Nicholas Watson in Prague -
On Thursday, Hungary joined Poland, Czech Republic and Slovakia in taking the European Commission to court over the cuts to its carbon emissions plan for the period 2008-2012.
The Commission in April set Hungary's cap at 26.9m tonnes of the greenhouse gas annually, which was 12.4% less than the limit that the country had itself proposed. This follows a pattern of the EU executive, which is cutting these caps in order to put some steel into the bloc's key tool for fighting climate change and meeting commitments agreed under the Kyoto Protocol.
One of the main problems with the carbon trading scheme has been the overly generous allocations from national governments to their industries. However, at the G8 meeting in Germany last week EU environment ministers said a consensus was growing that the Commission should set emissions limits rather than having countries submit suggested caps through these so-called national allocation plans (NAPs).
"An EU allocation system is preferable above a national allocation system," Dutch Environment Minister Jacqueline Cramer told Reuters. "I hear more and more colleagues that talk about a European system."
The Commission is conducting a review of the scheme to be presented by the end of this year, which may also include a recommendation to add more sectors and gases.
However, Hungary et al argue the Commission has exceeded its authority and is using the wrong calculation methods when it told them to slash their planned emissions. "The procedure was not transparent and there was not sufficient consultation," Hungary's Environment Ministry moaned.
Poland was allocated by 208.5m tonnes per year (t/y) of emissions for the period 2008-2012 period, down by nearly 27% from the 285m t/yr it had sought. And the Czech Republic originally sought a quota of 101.9m t/y in its plan submitted to Brussels for 2008-12, but the Commission cut that by 15m t/y to 86.8m t/yr.
The worry for these countries is that the stricter carbon caps will crimp the sterling economic growth they are enjoying, which is helping their economies converge toward those of their fellow EU members in the West. Slovakia's GDP grew 9% in the first quarter from the year before, Poland's rose 7.4% and the Czech Republic's grew 6.1%. Even Hungary, which is struggling under an austerity programme designed to iron out the country's fiscal problems, managed to put in growth of 2.8%. This compares with GDP growth of 3.0% in the Eurozone.

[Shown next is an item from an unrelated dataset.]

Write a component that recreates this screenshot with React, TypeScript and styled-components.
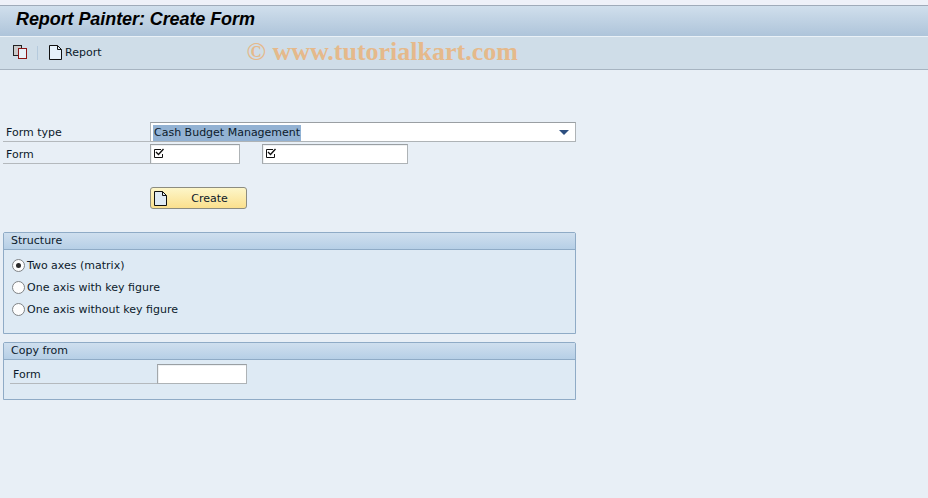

Such economic growth needs fuel and this will come primarily from coal, which dominates the region's power sectors. Poland has spent nearly $4bn on modernizing its industry over the past 18 years and leads Europe in reducing emissions, having slashed greenhouse gases by 32% since 1988. However, it still is the EU's third-largest polluter, as it relies on its vast coal reserves to produce 95% of its electricity.
Polish Environment Minister Jan Szyszko argues the Commission not only ignored Poland's progress, but has "punished" it instead of rewarding it with higher allowances. The cap is slightly above Poland's actual emissions in 2005, but the minister argues it's unfair to use 2005, a warmer-than-average year, to calculate the new limit. "We need a higher limit of emissions," says Szyszko. "It is a vital issue for our economy."
Winners as well as losers
While the EU's carbon trading scheme may be under attack from many sides, it has breathed life into an industry that specialises in dealing with the greenhouse gas of methane that plagues coal mines and landfill sites.
On May 24, New World Resources, an energy holding company that owns the Czech Republics largest hard coal mining company OKD, merged its coal-bed methane subsidiary with London-based Green Gas International to create a company it believes will be well placed to take advantage of the changes stemming from the Kyoto Protocol on climate change.
The newly merged Green Gas International will work with owners of coal mines and landfill sites to cut the harmful emissions of methane, a greenhouse gas. Where possible, this methane, which is responsible for explosions at mines and a terrible odour at landfill sites, is drained and converted into electricity, which is then used to power the mine or sold onto the grid.
Crucially, the conversion of the methane also produces carbon credits that can then be traded, which industry players say has made what were previously uneconomical projects that much more profitable. Because of the noxious nature of methane, for every tonne of methane converted, 21 tonnes worth of carbon credit is earned.
"It's a bad gas for the atmosphere and so taking this gas and generating power from it is very much a win-win situation," says Chris Norval, executive chairman and co-founder of Green Gas.
The new company currently operates approximately 133 MW of methane-based electricity generating capacity worldwide, in countries such as Germany, Belgium, France and Czech Republic with an additional 15 MW of capacity expected to be completed by next year. The international nature of the business means that firms like Green Gas can do projects in countries outside Europe like Ukraine, Kazakhstan, the US, China and Mexico, but still "import" the carbon credits gained into the European trading system.
"The US has not ratified the Kyoto Protocol, but its a very big market with a lot of potential," says Norval.